Drawnalism droning on

Liveblog of UK BlueLightCamp Unconference session on use of drone. Probe to errors, uncertainly and howling cries against grammar.

Simon Orr, Dream Evolution Pictures

Simon first experimented with drones in the marines, but since he left, he’s been looking at them seriously as part of the filming business he wanted to get into. It’s not a straightforward case of buying the kit and getting on with it. You need certification from Civil Aviation Authority – and only two bodies can help you with that.

To get that certification, you need to learn at your risk – you can’t get insurance until you have certification.

Why? Because they’re potentially dangerous. If the bigger ones hits a person or building, serious damage could occur. The small ones will bruise or maybe cut you – the big ones could remove your hand. There’s some safety mechanisms built in: if they drop signal, they stop what they’re doing, they rise to your set safe height, hover, head for home, hover and then land.
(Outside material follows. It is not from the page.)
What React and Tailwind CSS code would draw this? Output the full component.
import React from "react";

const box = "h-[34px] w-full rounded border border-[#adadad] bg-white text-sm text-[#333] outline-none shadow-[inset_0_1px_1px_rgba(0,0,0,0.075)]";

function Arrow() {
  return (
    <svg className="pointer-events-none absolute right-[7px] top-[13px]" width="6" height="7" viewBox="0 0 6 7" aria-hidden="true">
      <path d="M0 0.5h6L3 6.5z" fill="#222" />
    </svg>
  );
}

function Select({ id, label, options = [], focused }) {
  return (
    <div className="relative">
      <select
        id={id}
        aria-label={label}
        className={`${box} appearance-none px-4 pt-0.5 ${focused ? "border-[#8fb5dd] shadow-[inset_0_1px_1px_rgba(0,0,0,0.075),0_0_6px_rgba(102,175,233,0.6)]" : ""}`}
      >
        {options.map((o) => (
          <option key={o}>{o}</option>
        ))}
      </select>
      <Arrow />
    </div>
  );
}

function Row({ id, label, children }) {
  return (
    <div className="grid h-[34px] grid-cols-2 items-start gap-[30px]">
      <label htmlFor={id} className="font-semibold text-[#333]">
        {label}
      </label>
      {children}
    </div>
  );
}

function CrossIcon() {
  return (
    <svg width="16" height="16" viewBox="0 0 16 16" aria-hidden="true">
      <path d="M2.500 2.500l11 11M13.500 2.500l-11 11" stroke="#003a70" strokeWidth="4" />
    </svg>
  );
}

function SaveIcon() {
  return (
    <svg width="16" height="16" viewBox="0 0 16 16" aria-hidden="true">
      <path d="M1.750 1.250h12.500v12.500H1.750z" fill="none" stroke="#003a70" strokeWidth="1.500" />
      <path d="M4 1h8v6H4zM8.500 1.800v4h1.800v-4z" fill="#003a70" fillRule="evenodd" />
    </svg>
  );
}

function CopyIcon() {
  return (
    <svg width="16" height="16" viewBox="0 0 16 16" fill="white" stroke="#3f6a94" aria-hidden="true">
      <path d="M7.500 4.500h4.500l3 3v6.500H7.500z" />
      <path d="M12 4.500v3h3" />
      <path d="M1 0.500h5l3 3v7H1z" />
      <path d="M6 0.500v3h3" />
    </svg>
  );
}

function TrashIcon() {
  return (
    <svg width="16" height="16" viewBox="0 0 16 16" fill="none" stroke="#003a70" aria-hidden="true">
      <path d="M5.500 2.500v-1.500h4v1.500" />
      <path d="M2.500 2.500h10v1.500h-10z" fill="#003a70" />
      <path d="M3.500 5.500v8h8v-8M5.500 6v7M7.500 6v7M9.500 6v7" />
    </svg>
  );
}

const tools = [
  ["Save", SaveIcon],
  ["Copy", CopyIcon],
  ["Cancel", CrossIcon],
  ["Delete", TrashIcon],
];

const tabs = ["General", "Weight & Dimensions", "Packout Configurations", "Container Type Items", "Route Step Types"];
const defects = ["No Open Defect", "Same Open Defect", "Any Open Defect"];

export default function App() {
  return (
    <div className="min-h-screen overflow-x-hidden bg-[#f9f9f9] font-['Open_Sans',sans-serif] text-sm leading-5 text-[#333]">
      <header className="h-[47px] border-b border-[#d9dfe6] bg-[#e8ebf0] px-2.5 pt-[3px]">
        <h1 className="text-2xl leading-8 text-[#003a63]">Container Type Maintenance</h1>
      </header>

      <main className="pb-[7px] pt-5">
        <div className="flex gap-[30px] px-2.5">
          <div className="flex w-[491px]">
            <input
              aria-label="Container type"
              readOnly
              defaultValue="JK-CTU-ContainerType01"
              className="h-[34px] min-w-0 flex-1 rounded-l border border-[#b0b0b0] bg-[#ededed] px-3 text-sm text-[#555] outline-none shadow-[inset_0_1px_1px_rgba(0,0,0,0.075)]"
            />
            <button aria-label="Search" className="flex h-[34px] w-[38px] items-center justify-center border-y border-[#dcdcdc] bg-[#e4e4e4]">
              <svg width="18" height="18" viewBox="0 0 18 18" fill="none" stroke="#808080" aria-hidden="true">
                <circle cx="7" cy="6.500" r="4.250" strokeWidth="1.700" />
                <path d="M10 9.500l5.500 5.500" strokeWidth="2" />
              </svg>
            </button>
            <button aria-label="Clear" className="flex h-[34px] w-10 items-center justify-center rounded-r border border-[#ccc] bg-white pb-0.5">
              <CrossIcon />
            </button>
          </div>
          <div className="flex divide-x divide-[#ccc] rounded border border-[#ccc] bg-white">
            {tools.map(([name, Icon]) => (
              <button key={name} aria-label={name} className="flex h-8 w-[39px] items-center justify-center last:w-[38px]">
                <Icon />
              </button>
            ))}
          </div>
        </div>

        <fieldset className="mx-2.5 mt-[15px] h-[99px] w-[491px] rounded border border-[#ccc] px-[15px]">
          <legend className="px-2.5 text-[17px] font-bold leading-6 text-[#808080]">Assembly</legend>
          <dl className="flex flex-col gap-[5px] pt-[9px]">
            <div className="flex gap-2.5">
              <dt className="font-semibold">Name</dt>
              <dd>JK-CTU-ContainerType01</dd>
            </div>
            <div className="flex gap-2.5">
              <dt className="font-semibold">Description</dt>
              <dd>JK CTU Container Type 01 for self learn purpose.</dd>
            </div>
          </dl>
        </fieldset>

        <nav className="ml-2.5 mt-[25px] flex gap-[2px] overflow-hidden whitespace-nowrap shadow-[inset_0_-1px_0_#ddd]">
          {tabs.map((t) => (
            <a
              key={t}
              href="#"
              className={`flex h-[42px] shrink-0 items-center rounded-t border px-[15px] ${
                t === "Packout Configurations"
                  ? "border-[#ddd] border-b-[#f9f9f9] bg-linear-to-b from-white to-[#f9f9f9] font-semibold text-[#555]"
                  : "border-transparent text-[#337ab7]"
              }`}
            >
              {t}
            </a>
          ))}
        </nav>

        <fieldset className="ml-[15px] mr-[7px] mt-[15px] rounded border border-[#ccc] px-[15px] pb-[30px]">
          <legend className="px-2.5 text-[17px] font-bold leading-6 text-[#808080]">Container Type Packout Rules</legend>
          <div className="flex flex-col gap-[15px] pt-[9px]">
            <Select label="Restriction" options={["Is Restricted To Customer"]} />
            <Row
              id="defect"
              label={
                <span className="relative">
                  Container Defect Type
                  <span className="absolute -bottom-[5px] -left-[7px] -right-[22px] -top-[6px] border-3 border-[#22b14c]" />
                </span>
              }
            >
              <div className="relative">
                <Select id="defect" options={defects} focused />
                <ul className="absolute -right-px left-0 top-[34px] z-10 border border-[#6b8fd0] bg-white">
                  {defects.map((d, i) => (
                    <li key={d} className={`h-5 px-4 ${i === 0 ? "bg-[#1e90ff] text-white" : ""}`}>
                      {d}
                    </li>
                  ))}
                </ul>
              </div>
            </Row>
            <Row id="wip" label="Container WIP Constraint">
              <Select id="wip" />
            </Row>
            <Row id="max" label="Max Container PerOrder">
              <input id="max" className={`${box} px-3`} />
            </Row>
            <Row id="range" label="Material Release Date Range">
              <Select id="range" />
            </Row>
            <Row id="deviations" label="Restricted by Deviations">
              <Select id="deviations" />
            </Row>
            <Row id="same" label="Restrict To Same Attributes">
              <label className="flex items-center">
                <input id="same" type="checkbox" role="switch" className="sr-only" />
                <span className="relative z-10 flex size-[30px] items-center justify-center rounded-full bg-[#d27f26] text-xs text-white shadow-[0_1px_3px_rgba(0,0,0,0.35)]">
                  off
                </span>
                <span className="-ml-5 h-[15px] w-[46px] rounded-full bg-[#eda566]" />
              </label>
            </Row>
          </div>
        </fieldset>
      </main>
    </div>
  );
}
His biggest drone including base kit is £12,000, with about £7000 of that in the air – a problem can be a nerve-shredding occasion.

He got his permissions just before christmas, got the necessary commercial insurance (£10,000 employee, £10m public liability.) He employs a camera man controlling the gimbal, to do the filming during flights.

Discussion

Drawnalism drone tweet

What’s allowed them to become public? Battery technology has got much better and the cost of the avionics has come down. Those avionics can keep it stable in the air without human intervention, making it great for photography.

The smaller ones are down to £350 to £450 now, so people are using them illegally, which is an issue. People used to join clubs for model aviation, because it was so much harder to learn how to fly a fixed wing aircraft. But now? People pop them up in their backyard, despite the fact they should be seeking permission from their neighbours.

Are purchasers made aware of these regulations? Not at the moment – it’s beginning to happen.

You set a safety height (relative to the take-off point), and it will always return to that before heading home.

A lot of (obvious) interest in how you could fly these in bad weather. The news is not good. Most UAVs will fall out of the sky in heavy rain – if the battery gets wet, it bursts into flame. This is an engineering challenge yet to be solved at this size of device.